Scientists at The University of Nottingham have published research in the leading academic journal Science that challenges a long held belief about the way certain species of vertebrates evolved.
Dr Matt Loose and Dr Andrew Johnson who are experts in genetics and cell development in the School of Life Sciences carried out the research, funded by the Medical Research Council (MRC). It suggests that genes evolve more rapidly in species containing germ plasm. The results came about as they put to the test a novel theory that early developmental events dramatically alter the vertebrate body plan and the way evolution proceeds.
The original theory was proposed by Dr Johnson over 10 years ago. His view is that the relationship between the germ line (hereditary germ cells that create sperm and eggs) and the soma (cells which form the body of an organism) also impacts on species diversity. He argues that once a species evolves a substance called germ plasm, germ cells are independent of other cells, so constraints on somatic development are liberated and this enhances a species' ability to evolve. As a result, he says, vertebrates such as frogs, fruit flies and birds, which look unlike their ancestors, came about, and remarkably they evolved much faster than their ancestors did.

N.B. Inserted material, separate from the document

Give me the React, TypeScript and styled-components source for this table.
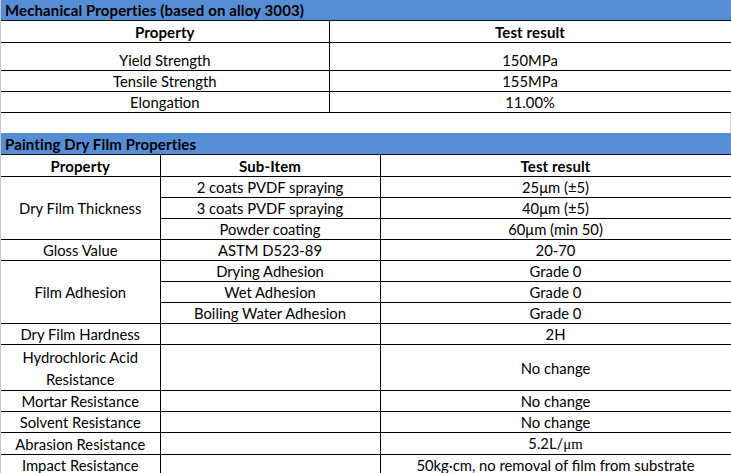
import React from 'react';
import styled, { createGlobalStyle } from 'styled-components';

const GlobalStyle = createGlobalStyle`
  html, body { margin: 0; padding: 0; background: #fff; }
  body {
    font-family: Lato, "Open Sans", "Liberation Sans", sans-serif;
    color: #000;
  }
`;

const Sheet = styled.div`
  width: 731px;
  border-left: 1px solid #c8c8c8;
  box-sizing: border-box;
`;

const Grid = styled.table`
  width: 730px;
  border-collapse: collapse;
  table-layout: fixed;
  font-size: 14.8px;
`;

const TitleCell = styled.th<{ $h: number }>`
  height: ${({ $h }) => $h}px;
  padding: 0 0 0 4px;
  background: #558ed5;
  border-bottom: 1px solid #111;
  text-align: left;
  font-size: 15px;
  font-weight: 700;
  letter-spacing: 0.12px;
  line-height: 18px;
  white-space: nowrap;
  vertical-align: middle;
`;

const HeadCell = styled.th<{ $h?: number; $first?: boolean }>`
  height: ${({ $h }) => $h ?? 21}px;
  padding: 0;
  border: 1px solid #000;
  border-left-width: ${({ $first }) => ($first ? 0 : 1)}px;
  font-size: 15px;
  font-weight: 700;
  letter-spacing: 0.12px;
  text-align: center;
  vertical-align: bottom;
  line-height: 20px;
`;

const Cell = styled.td<{ $h?: number; $mid?: boolean; $first?: boolean }>`
  height: ${({ $h }) => $h ?? 20}px;
  padding: 0;
  border: 1px solid #000;
  border-left-width: ${({ $first }) => ($first ? 0 : 1)}px;
  text-align: center;
  vertical-align: ${({ $mid }) => ($mid ? 'middle' : 'bottom')};
  line-height: ${({ $mid }) => ($mid ? 22 : 20)}px;
  white-space: nowrap;
`;

const Gap = styled.div`
  height: 20px;
  width: 730px;
  border-right: 1px solid #d4d4d4;
  box-sizing: border-box;
`;

const Micro = styled.span`
  font-family: "Liberation Serif", "DejaVu Serif", serif;
`;

const mechanical = [
  { name: 'Yield Strength', value: '150MPa', h: 27 },
  { name: 'Tensile Strength', value: '155MPa', h: 20 },
  { name: 'Elongation', value: '11.00%', h: 20 },
];

type Row = {
  prop?: React.ReactNode;
  span?: number;
  sub?: string;
  result: React.ReactNode;
  h?: number;
  mid?: boolean;
};

const painting: Row[] = [
  { prop: 'Dry Film Thickness', span: 3, sub: '2 coats PVDF spraying', result: '25μm (±5)' },
  { sub: '3 coats PVDF spraying', result: '40μm (±5)' },
  { sub: 'Powder coating', result: '60μm (min 50)' },
  { prop: 'Gloss Value', sub: 'ASTM D523-89', result: '20-70' },
  { prop: 'Film Adhesion', span: 3, sub: 'Drying Adhesion', result: 'Grade 0' },
  { sub: 'Wet Adhesion', result: 'Grade 0' },
  { sub: 'Boiling Water Adhesion', result: 'Grade 0' },
  { prop: 'Dry Film Hardness', sub: '', result: '2H' },
  {
    prop: (
      <>
        Hydrochloric Acid
        <br />
        Resistance
      </>
    ),
    sub: '',
    result: 'No change',
    h: 45,
    mid: true,
  },
  { prop: 'Mortar Resistance', sub: '', result: 'No change' },
  { prop: 'Solvent Resistance', sub: '', result: 'No change' },
  {
    prop: 'Abrasion Resistance',
    sub: '',
    result: (
      <>
        5.2L/<Micro>μm</Micro>
      </>
    ),
  },
  { prop: 'Impact Resistance', sub: '', result: '50kg·cm, no removal of film from substrate' },
];

export default function App() {
  return (
    <>
      <GlobalStyle />
      <Sheet>
        <Grid>
          <colgroup>
            <col style={{ width: 328 }} />
            <col style={{ width: 402 }} />
          </colgroup>
          <thead>
            <tr>
              <TitleCell colSpan={2} $h={20}>Mechanical Properties (based on alloy 3003)</TitleCell>
            </tr>
            <tr>
              <HeadCell $first>Property</HeadCell>
              <HeadCell>Test result</HeadCell>
            </tr>
          </thead>
          <tbody>
            {mechanical.map(r => (
              <tr key={r.name}>
                <Cell $first $h={r.h}>{r.name}</Cell>
                <Cell $h={r.h}>{r.value}</Cell>
              </tr>
            ))}
          </tbody>
        </Grid>
        <Gap />
        <Grid>
          <colgroup>
            <col style={{ width: 159 }} />
            <col style={{ width: 220 }} />
            <col style={{ width: 351 }} />
          </colgroup>
          <thead>
            <tr>
              <TitleCell colSpan={3} $h={21}>Painting Dry Film Properties</TitleCell>
            </tr>
            <tr>
              <HeadCell $first>Property</HeadCell>
              <HeadCell>Sub-Item</HeadCell>
              <HeadCell>Test result</HeadCell>
            </tr>
          </thead>
          <tbody>
            {painting.map((r, i) => (
              <tr key={i}>
                {r.prop !== undefined && (
                  <Cell $first rowSpan={r.span ?? 1} $h={r.h} $mid={r.span !== undefined || r.mid}>
                    {r.prop}
                  </Cell>
                )}
                <Cell $h={r.h} $mid={r.mid}>{r.sub}</Cell>
                <Cell $h={r.h} $mid={r.mid}>{r.result}</Cell>
              </tr>
            ))}
          </tbody>
        </Grid>
      </Sheet>
    </>
  );
}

Taking a new look at embryology
Early in animal development a subset of cells in an embryo becomes committed to produce Primordial Germ Cells (PGCs). PGCs develop into sperm or eggs. The remaining cells develop as the soma, a term that describes all of the tissues that make up an individual's body. The germ line is an immortal cell lineage, passed on from generation to generation, and charged solely with producing a new embryo at fertilisation. The soma, on the other hand, dies off in every generation. In the most classic biological sense its job is to interpret the effects of natural selection in order to determine genetic fitness, leading to so called 'survival of the fittest'.
There are two known ways to make a PGC. There is preformation - material in the egg called germ plasm is inherited directly by a few cells in the embryo, and germ plasm instructs these cells to become PGCs. Alternatively, PGCs can develop without germ plasm. In this case PGCs can be induced to form by signals secreted from other cells, which are part of the soma. This is called epigenesis.
Dr Johnson said: "Biologists are accustomed to thinking about how adult somatic traits impact natural selection and the evolution of new species. What is much less clear is the role of embryological mechanisms in evolution, and how they might contribute to species diversity."
A new computer programme tested their hypothesis
In this latest publication Dr Loose put this theory to the test. He said: "To investigate the effect germ plasm has on sequence changes we had to look at as many sequences as possible nearly 12 million sequences were analysed and processed from 165 different species including mammals, reptiles, amphibians and fish."
With graduate student Teri Evans, Dr Loose wrote computer programmes to process these sequences and test the hypothesis. They compared DNA sequences from species that contain germ plasm with related species that use epigenesis instead. So, for example, they compared DNA from salamanders (epigenesis) with frogs (germ plasm), both of which are amphibians. Unexpectedly, they found that species with germ plasm have a faster rate of sequence change than those without. Thus, frogs evolve faster than salamanders. Similar comparisons with fish and reptile species identify the same pattern, suggesting it is a generalised feature of animal evolution. These results support the theory that germ plasm provides a selective advantage because it enables more rapid evolution. In addition, they support the view that the relationship between development of the germ line and soma shapes species diversity in the animal kingdom.
Dr Johnson said: "What Matt and I have been working on would not normally have been predicted. This paper shows that animals can evolve more rapidly with germ plasm. Typically evolution is thought to be a gradual process, but this work suggests that the evolution of germ plasm can lead to explosive radiations of species. Importantly, because of the accelerated rate of evolution, genetic similarities between species can differ from that expected from their phylogenetic relationships. This has broad implications across biological disciplines."
But the evolution of germ plasm comes at a price
One of the things that was initially intriguing was that early on we realized that embryos from animals with germ plasm were different than embryos that use epigenesis. In fact, the adult body forms of these animals were not like those of "typical vertebrates". This is why we developed the axolotl as an experimental model. Axolotls are "typical vertebrates", and they don't contain germ plasm. We found that the mechanisms that control axolotl development are conserved in mammalian embryos. However, they are not found in "conventional" models for vertebrate development, all of which have germ plasm. So when germ plasm evolves it leads to evolutionary dead ends. In other words, whereas salamander-like amphibians evolved into reptiles, then mammals, frogs could only evolve into other frogs. A lot of different frogs, but still just frogs. For this reason we think axolotl embryos have a very promising future as a model for human development.